I would simply have to agree with you boys on sticking to the called for viscosity…as long as possible… Only when we get some good ole clues do I start playing with the oil viscosity. So no argument from me here… @“common sense answer” … I think we are much more in agreement than we are on diverging philosophies in viscosity…

Nope… I adhere to the called for weight as long as possible… I think I just stated things in a confusing manner by saying 100K miles… That certainly isn’t written in stone…I think I just start paying closer attention at that mile marker…thats all.

@irlandes …Oh yes I agree with you…no need for an engine tear down… I was just being silly. But do those Oil Analyses show you that much info? I know it can recognize specific metals and declare that is sees some main bearing dust or what have you… How accurate and specific do those oil test get? Ive never done one before…in fact I’ve never even looked into one of the reports generated… Hmm…Might be time to use the Ole Internet and have a looksie at one of those reports… I bet its pretty amazing what can be told from those reports.

Blackbird

Increasing the viscosity of the oil will just make wear worse since the most most wear occurs at start-up.

@Honda Blackbird
I get it, now. Then, we do agree. I would do what you have done. I could be wrong, but I believe one thing that happens when people use products like Lucas Oil Treatment to cut down consumption in an oil-burner is that the overall oil viscosity increases. I’m not saying that’s bad, but rather that it’s a good thing for an oil consuming engine.
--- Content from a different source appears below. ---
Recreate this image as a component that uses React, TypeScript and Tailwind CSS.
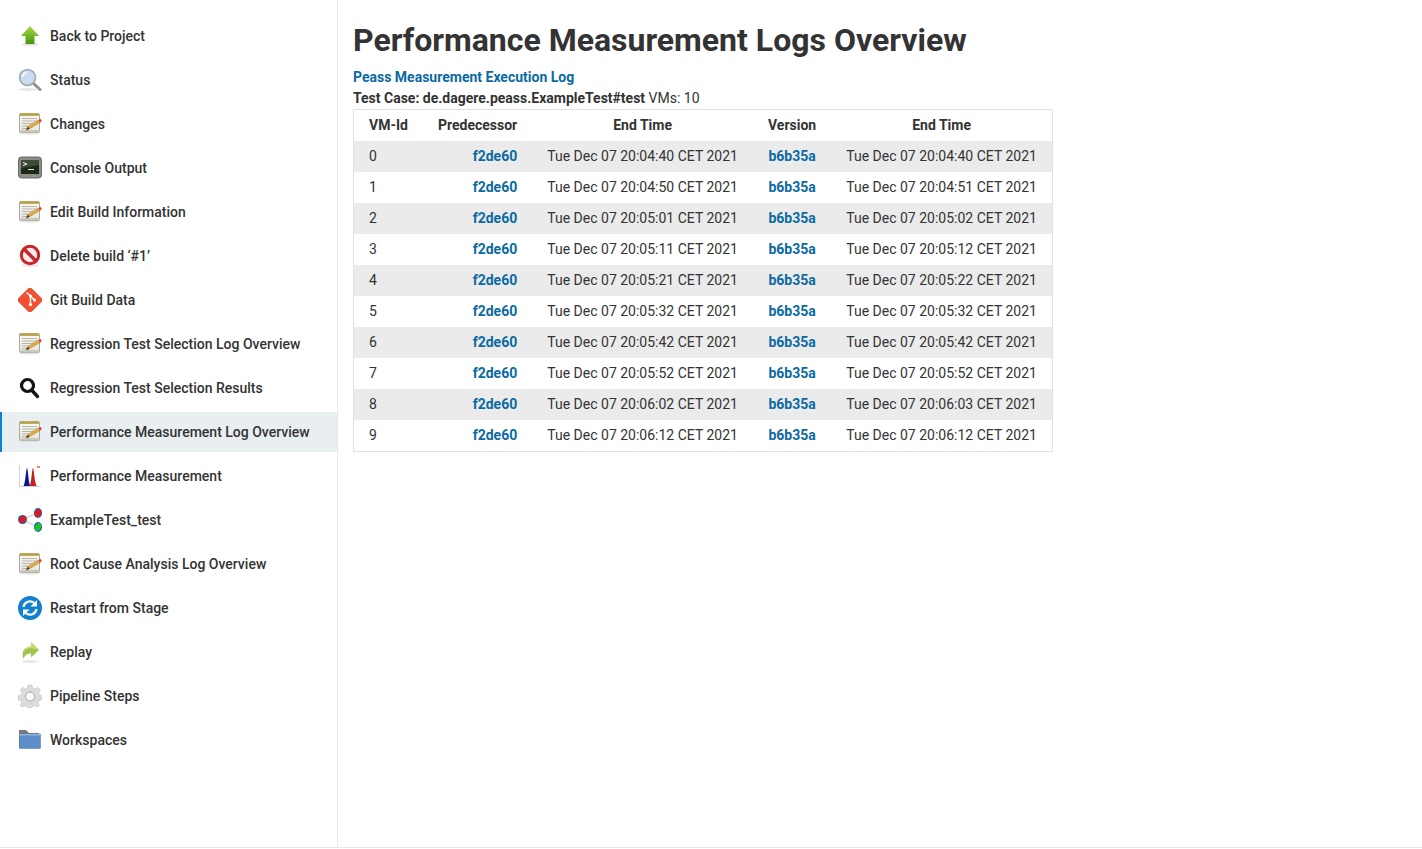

I have used Blackstone Lab. It’s very interesting and worth trying out just to see what results.
There’s a space for comments about special concerns or questions on the form that you send in with your oil sample. I made comments and they were addressed with additional remarks in the analysis. I have felt my money was well spent. They are prompt, too.

It’s been a while since I’ve used them, but visit their site and you should be able to see a sample analysis report. Toward the bottom of the home page, look under “Customer Service” for
"My Reports" and choose one. Notice the “Comments” section.